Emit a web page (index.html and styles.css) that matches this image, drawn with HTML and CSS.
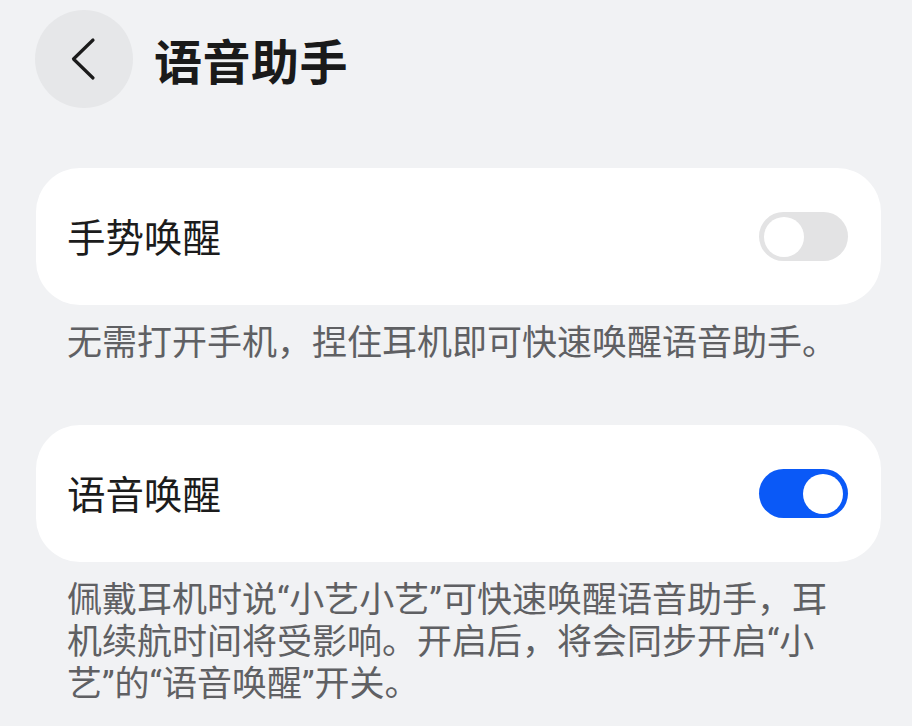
FILE: index.html
```html
<!DOCTYPE html>
<html lang="zh-CN">
<head>
<meta charset="utf-8">
<link rel="stylesheet" href="styles.css">
</head>
<body>
<div class="page">
  <header class="header">
    <button class="back" aria-label="返回">
      <svg width="98" height="98" viewBox="0 0 98 98"><path d="M58 30 L38.5 49 L58 68" fill="none" stroke="#1b1b1b" stroke-width="3.2" stroke-linecap="round" stroke-linejoin="round"/></svg>
    </button>
    <h1 class="title">语音助手</h1>
  </header>

  <section class="card">
    <span class="label">手势唤醒</span>
    <span class="switch"><span class="knob"></span></span>
  </section>
  <p class="desc">无需打开手机，捏住耳机即可快速唤醒语音助手。</p>

  <section class="card card-second">
    <span class="label">语音唤醒</span>
    <span class="switch on"><span class="knob"></span></span>
  </section>
  <p class="desc">佩戴耳机时说“小艺小艺”可快速唤醒语音助手，耳机续航时间将受影响。开启后，将会同步开启“小艺”的“语音唤醒”开关。</p>
</div>
</body>
</html>
```

FILE: styles.css
```css
* { box-sizing: border-box; }
html, body {
  margin: 0;
  padding: 0;
  background: #f1f2f4;
}
body {
  font-family: "Roboto", "Noto Sans CJK SC", sans-serif;
  width: 912px;
  height: 726px;
  overflow: hidden;
}
.page {
  padding: 0 31px 0 36px;
}
.header {
  display: flex;
  align-items: center;
  padding-top: 10px;
  height: 108px;
  margin-left: -1px;
}
.back {
  width: 98px;
  height: 98px;
  border-radius: 50%;
  border: 0;
  padding: 0;
  background: #e6e7e9;
  display: flex;
  align-items: center;
  justify-content: center;
  flex: none;
}
.title {
  margin: 0 0 0 21px;
  font-family: "Noto Sans CJK SC", sans-serif;
  font-size: 48px;
  font-weight: 700;
  color: #1a1a1a;
  line-height: 1;
  letter-spacing: 0.5px;
}
.card {
  margin-top: 60px;
  height: 137px;
  background: #ffffff;
  border-radius: 44px;
  display: flex;
  align-items: center;
  justify-content: space-between;
  padding: 0 33px 0 31px;
}
.card-second {
  margin-top: 60px;
}
.label {
  font-family: "Noto Sans CJK SC", sans-serif;
  font-size: 38.5px;
  font-weight: 400;
  color: #1c1c1c;
  line-height: 1;
  margin-top: -3px;
}
.switch {
  width: 89px;
  height: 49px;
  border-radius: 25px;
  background: #e3e3e4;
  display: flex;
  align-items: center;
  padding: 0 5px;
}
.knob {
  width: 40px;
  height: 40px;
  border-radius: 50%;
  background: #ffffff;
}
.switch.on {
  background: #0a59f7;
  justify-content: flex-end;
}
.desc {
  margin: 18px 0 0 31px;
  width: 786px;
  font-size: 35px;
  line-height: 42px;
  color: #5f6063;
}
```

***

■ GIVEN EXERCISE
Repeat the listing in full and exactly. Leave any pictures out.

■ RESPONSE
Emit a web page (index.html and styles.css) that matches this image, drawn with HTML and CSS.
FILE: index.html
```html
<!DOCTYPE html>
<html lang="zh-CN">
<head>
<meta charset="utf-8">
<link rel="stylesheet" href="styles.css">
</head>
<body>
<div class="page">
  <header class="header">
    <button class="back" aria-label="返回">
      <svg width="98" height="98" viewBox="0 0 98 98"><path d="M58 30 L38.5 49 L58 68" fill="none" stroke="#1b1b1b" stroke-width="3.2" stroke-linecap="round" stroke-linejoin="round"/></svg>
    </button>
    <h1 class="title">语音助手</h1>
  </header>

  <section class="card">
    <span class="label">手势唤醒</span>
    <span class="switch"><span class="knob"></span></span>
  </section>
  <p class="desc">无需打开手机，捏住耳机即可快速唤醒语音助手。</p>

  <section class="card card-second">
    <span class="label">语音唤醒</span>
    <span class="switch on"><span class="knob"></span></span>
  </section>
  <p class="desc">佩戴耳机时说“小艺小艺”可快速唤醒语音助手，耳机续航时间将受影响。开启后，将会同步开启“小艺”的“语音唤醒”开关。</p>
</div>
</body>
</html>
```

FILE: styles.css
```css
* { box-sizing: border-box; }
html, body {
  margin: 0;
  padding: 0;
  background: #f1f2f4;
}
body {
  font-family: "Roboto", "Noto Sans CJK SC", sans-serif;
  width: 912px;
  height: 726px;
  overflow: hidden;
}
.page {
  padding: 0 31px 0 36px;
}
.header {
  display: flex;
  align-items: center;
  padding-top: 10px;
  height: 108px;
  margin-left: -1px;
}
.back {
  width: 98px;
  height: 98px;
  border-radius: 50%;
  border: 0;
  padding: 0;
  background: #e6e7e9;
  display: flex;
  align-items: center;
  justify-content: center;
  flex: none;
}
.title {
  margin: 0 0 0 21px;
  font-family: "Noto Sans CJK SC", sans-serif;
  font-size: 48px;
  font-weight: 700;
  color: #1a1a1a;
  line-height: 1;
  letter-spacing: 0.5px;
}
.card {
  margin-top: 60px;
  height: 137px;
  background: #ffffff;
  border-radius: 44px;
  display: flex;
  align-items: center;
  justify-content: space-between;
  padding: 0 33px 0 31px;
}
.card-second {
  margin-top: 60px;
}
.label {
  font-family: "Noto Sans CJK SC", sans-serif;
  font-size: 38.5px;
  font-weight: 400;
  color: #1c1c1c;
  line-height: 1;
  margin-top: -3px;
}
.switch {
  width: 89px;
  height: 49px;
  border-radius: 25px;
  background: #e3e3e4;
  display: flex;
  align-items: center;
  padding: 0 5px;
}
.knob {
  width: 40px;
  height: 40px;
  border-radius: 50%;
  background: #ffffff;
}
.switch.on {
  background: #0a59f7;
  justify-content: flex-end;
}
.desc {
  margin: 18px 0 0 31px;
  width: 786px;
  font-size: 35px;
  line-height: 42px;
  color: #5f6063;
}
```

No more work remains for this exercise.